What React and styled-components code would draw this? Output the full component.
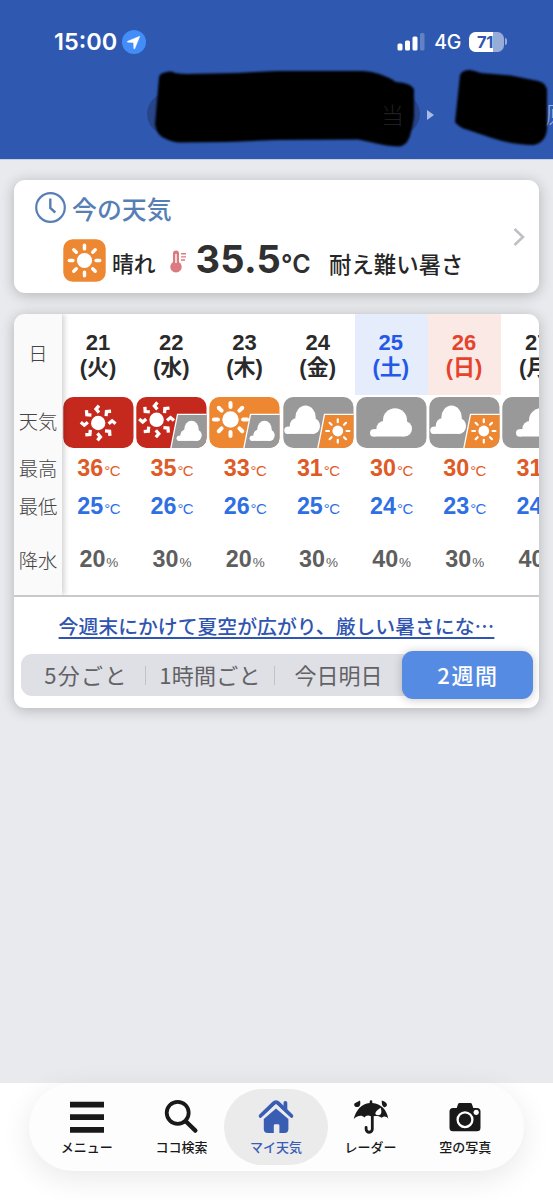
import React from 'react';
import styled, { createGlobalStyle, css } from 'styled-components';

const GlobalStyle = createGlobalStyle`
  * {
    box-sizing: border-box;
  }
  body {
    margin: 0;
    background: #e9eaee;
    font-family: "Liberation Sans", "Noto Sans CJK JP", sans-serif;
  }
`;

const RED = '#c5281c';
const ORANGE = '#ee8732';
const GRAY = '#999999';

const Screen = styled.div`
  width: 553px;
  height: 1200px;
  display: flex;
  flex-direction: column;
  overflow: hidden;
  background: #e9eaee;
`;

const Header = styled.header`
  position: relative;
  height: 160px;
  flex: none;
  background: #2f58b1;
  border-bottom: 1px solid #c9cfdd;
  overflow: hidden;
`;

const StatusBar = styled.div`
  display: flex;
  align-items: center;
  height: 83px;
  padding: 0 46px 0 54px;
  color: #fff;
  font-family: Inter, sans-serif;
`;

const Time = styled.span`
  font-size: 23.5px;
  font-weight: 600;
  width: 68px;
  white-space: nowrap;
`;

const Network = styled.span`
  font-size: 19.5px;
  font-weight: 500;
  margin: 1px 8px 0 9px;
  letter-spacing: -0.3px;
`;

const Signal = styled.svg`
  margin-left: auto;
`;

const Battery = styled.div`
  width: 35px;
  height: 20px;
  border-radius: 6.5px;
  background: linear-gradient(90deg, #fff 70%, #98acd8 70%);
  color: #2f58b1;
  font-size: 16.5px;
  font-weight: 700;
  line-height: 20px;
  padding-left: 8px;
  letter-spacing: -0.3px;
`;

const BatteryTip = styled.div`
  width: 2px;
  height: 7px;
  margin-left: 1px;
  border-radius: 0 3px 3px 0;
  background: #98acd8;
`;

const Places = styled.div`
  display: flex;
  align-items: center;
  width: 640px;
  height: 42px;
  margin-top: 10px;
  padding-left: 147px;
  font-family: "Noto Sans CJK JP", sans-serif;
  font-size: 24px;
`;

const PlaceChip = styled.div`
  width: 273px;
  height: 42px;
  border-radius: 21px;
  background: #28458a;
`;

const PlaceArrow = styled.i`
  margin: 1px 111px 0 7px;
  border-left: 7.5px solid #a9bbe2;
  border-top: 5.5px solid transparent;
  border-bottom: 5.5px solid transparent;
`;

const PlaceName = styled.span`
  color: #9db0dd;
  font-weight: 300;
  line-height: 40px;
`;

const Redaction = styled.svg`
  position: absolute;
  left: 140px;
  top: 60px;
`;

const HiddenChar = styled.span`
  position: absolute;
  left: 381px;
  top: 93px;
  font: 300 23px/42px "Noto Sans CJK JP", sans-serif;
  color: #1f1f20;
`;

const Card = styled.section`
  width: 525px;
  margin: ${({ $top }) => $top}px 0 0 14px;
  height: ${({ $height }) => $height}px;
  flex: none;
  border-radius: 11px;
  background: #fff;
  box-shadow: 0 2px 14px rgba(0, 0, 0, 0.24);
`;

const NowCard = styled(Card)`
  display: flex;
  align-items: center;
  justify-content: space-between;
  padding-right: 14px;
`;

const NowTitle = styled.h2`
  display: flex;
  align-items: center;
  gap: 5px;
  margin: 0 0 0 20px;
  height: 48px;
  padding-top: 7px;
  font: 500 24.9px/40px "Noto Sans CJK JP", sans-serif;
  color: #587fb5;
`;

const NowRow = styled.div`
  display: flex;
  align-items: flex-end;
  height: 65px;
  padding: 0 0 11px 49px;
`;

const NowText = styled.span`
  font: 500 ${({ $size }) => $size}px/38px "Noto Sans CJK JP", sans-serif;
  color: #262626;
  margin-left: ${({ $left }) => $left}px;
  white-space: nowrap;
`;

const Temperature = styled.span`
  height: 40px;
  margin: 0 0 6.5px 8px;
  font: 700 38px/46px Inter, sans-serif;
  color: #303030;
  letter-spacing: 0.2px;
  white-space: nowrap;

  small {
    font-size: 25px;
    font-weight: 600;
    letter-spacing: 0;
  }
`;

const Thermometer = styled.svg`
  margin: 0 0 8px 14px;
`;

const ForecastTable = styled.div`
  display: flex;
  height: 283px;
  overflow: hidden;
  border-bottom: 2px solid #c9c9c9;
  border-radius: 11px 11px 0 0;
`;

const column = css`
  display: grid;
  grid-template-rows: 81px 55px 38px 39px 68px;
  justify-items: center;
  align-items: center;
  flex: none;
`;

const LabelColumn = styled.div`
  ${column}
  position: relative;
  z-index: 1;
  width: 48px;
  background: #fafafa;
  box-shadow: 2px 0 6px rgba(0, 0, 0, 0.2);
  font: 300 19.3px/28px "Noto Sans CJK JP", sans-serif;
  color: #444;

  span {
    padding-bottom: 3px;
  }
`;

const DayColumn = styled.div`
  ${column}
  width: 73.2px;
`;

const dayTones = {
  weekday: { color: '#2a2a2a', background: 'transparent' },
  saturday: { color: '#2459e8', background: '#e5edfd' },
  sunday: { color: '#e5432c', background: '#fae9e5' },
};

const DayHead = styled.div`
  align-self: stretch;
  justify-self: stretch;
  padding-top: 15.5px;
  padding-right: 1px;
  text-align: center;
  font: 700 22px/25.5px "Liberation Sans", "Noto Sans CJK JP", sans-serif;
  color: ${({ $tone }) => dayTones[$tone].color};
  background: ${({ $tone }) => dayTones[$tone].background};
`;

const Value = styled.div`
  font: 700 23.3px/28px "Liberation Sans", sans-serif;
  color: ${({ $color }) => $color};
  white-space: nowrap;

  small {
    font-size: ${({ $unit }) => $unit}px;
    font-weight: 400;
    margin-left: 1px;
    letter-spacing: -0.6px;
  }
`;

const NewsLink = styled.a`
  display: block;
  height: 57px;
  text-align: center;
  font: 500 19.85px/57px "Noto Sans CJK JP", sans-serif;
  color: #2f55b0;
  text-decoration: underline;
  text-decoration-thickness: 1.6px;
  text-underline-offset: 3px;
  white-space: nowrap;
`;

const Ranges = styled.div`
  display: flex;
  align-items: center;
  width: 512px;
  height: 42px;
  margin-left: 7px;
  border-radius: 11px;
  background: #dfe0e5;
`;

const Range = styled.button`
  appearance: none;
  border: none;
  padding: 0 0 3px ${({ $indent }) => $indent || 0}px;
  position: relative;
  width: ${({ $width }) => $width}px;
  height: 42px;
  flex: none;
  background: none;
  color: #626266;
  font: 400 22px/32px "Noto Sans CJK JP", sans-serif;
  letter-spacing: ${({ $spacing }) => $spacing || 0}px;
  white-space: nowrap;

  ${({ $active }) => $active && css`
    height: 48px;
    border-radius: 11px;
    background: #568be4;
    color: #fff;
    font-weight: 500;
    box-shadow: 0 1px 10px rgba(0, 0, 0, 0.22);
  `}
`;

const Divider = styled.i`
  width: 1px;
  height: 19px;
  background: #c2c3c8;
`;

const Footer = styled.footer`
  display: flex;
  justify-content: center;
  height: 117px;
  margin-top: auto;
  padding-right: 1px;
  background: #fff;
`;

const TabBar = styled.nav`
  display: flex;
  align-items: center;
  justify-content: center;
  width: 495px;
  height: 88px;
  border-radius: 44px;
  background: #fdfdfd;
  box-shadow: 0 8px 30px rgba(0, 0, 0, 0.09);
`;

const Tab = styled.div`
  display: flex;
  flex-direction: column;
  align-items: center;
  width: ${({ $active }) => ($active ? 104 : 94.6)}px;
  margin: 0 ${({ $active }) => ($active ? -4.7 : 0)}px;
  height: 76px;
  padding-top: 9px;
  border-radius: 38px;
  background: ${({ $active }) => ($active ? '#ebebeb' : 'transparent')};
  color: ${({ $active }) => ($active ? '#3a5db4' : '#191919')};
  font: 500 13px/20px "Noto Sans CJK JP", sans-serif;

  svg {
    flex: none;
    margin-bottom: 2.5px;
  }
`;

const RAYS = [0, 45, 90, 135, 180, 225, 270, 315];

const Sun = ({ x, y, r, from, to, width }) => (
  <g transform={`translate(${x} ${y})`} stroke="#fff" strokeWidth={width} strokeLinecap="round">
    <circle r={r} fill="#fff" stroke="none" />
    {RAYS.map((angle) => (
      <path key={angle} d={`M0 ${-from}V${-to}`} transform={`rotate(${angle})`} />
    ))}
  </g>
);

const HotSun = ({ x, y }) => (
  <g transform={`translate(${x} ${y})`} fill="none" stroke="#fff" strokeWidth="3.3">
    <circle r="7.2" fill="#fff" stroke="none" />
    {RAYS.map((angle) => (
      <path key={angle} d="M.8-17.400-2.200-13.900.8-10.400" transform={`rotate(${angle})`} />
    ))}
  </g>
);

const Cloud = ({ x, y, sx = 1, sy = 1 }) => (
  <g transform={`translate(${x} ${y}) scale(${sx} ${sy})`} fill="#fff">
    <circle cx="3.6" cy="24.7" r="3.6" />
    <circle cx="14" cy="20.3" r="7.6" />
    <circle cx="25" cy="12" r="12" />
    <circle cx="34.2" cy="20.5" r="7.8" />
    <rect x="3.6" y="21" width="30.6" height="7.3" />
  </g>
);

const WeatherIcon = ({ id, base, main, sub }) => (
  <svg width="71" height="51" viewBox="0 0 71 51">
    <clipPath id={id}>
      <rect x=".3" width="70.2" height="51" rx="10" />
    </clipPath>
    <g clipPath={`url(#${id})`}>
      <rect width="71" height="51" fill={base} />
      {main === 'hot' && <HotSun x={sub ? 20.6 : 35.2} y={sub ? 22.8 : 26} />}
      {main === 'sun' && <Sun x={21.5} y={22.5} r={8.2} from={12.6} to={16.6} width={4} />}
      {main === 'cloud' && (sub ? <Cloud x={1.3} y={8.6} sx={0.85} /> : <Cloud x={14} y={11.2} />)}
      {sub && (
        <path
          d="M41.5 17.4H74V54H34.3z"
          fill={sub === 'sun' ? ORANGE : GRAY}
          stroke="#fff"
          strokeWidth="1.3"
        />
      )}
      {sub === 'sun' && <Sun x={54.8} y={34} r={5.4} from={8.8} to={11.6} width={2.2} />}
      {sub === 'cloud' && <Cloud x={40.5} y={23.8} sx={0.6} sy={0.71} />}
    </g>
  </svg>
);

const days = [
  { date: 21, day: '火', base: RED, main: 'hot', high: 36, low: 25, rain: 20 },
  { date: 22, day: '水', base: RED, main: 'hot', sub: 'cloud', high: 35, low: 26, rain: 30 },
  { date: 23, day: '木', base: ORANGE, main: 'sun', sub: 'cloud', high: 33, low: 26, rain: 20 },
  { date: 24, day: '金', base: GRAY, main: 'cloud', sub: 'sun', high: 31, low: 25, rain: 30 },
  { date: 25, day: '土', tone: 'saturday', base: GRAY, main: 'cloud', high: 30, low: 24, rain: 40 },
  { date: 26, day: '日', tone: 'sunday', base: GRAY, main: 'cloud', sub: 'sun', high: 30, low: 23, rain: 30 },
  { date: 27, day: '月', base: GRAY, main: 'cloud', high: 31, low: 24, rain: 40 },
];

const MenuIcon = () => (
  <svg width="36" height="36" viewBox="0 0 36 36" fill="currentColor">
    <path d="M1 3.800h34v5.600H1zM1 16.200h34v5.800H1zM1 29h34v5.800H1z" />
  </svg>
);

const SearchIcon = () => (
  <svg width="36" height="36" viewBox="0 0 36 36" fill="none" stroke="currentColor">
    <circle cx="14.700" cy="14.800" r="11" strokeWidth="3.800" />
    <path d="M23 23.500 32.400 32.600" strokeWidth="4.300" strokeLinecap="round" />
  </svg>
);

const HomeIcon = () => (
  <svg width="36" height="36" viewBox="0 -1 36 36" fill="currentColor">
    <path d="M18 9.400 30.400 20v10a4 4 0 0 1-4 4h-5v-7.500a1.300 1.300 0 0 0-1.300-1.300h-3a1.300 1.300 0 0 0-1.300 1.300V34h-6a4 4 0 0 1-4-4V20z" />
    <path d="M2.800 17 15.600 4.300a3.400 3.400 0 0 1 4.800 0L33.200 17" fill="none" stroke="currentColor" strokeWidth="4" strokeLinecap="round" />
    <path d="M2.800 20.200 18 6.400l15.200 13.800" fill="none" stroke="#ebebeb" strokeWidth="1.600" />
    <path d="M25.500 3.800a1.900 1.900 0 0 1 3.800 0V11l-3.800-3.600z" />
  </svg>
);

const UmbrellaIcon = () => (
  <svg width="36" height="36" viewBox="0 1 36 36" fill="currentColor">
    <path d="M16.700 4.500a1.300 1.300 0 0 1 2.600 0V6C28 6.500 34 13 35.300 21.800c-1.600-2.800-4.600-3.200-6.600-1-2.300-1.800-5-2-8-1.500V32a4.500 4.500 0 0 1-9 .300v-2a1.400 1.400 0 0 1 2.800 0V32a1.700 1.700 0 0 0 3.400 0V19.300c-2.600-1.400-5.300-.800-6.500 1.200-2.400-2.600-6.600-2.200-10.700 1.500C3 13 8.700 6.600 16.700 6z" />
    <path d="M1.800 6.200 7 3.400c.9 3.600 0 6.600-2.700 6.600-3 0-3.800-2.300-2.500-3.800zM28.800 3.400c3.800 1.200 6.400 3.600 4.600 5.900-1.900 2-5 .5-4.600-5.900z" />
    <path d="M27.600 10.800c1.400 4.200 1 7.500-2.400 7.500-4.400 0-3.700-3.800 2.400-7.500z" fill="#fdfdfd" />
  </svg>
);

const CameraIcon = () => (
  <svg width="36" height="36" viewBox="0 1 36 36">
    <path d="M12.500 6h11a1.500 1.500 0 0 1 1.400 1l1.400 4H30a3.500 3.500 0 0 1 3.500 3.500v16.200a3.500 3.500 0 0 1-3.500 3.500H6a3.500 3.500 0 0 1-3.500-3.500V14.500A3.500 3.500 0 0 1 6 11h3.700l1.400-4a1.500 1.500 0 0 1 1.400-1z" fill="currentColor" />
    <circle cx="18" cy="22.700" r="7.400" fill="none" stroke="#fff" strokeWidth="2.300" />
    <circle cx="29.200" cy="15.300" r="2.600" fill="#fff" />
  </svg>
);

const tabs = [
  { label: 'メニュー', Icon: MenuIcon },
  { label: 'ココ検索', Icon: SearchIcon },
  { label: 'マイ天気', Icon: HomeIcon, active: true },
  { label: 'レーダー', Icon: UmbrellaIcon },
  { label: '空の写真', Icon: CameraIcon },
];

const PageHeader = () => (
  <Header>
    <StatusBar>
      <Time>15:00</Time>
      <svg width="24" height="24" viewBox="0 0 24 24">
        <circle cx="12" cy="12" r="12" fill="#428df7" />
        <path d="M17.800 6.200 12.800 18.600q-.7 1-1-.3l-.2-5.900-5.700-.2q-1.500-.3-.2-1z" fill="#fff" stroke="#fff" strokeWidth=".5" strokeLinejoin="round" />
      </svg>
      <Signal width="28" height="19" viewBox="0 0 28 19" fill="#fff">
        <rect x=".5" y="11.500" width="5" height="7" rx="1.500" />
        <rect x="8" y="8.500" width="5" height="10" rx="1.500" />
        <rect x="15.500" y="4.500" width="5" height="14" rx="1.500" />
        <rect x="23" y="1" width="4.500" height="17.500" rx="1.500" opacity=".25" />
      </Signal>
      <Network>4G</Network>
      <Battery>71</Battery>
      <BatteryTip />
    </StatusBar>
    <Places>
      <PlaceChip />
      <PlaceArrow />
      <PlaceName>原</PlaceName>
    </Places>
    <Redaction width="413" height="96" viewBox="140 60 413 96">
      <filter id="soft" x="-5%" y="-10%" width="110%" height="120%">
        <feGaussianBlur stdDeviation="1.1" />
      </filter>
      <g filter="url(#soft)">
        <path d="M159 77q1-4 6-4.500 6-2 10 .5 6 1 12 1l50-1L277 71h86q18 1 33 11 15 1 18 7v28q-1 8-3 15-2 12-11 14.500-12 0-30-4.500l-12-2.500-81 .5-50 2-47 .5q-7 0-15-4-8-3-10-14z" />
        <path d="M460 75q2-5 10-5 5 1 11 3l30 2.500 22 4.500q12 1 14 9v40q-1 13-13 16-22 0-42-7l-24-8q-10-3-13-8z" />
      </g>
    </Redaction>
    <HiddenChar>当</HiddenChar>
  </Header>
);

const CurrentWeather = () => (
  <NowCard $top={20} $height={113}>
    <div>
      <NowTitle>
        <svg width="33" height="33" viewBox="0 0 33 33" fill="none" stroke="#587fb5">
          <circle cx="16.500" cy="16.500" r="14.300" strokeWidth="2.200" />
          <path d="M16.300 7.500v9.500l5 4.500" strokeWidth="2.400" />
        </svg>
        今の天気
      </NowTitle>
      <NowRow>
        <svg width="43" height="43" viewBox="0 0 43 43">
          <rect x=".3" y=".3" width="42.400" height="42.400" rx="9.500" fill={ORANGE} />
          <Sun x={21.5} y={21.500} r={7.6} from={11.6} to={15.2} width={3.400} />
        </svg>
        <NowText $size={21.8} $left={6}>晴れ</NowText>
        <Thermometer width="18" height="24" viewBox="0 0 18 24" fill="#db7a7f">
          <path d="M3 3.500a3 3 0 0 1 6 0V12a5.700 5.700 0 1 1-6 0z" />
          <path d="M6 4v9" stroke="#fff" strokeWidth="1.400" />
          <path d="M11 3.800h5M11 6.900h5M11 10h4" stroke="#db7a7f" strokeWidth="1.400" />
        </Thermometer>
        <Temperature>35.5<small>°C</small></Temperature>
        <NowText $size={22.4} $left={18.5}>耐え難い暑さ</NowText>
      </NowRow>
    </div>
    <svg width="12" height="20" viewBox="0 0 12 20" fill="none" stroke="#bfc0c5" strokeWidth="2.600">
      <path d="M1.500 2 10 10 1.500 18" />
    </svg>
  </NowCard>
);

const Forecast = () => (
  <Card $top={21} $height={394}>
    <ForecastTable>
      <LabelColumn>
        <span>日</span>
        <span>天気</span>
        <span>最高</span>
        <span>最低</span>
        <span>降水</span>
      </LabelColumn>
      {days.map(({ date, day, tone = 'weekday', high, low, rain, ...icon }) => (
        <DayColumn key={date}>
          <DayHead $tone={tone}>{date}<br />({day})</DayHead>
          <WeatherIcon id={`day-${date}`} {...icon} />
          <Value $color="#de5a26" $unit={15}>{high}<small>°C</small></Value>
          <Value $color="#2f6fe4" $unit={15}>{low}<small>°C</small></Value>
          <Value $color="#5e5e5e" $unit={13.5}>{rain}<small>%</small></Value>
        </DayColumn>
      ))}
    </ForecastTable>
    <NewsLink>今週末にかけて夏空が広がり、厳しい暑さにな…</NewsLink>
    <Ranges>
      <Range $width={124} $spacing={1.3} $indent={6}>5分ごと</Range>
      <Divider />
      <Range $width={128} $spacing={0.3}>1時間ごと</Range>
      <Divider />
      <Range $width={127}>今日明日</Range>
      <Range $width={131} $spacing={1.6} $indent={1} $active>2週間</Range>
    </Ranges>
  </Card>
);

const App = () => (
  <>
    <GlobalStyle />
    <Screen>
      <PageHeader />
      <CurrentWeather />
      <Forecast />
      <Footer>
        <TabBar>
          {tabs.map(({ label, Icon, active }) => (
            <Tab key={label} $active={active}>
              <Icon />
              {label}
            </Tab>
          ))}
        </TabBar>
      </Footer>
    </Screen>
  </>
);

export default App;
****************************************
• _Do this_
The lines from the start of the data through the line that contains "const GRAY = '#999999';" are to be returned exactly, please, with both ends included and every picture left out.

• _Result for this task_
What React and styled-components code would draw this? Output the full component.
import React from 'react';
import styled, { createGlobalStyle, css } from 'styled-components';

const GlobalStyle = createGlobalStyle`
  * {
    box-sizing: border-box;
  }
  body {
    margin: 0;
    background: #e9eaee;
    font-family: "Liberation Sans", "Noto Sans CJK JP", sans-serif;
  }
`;

const RED = '#c5281c';
const ORANGE = '#ee8732';
const GRAY = '#999999';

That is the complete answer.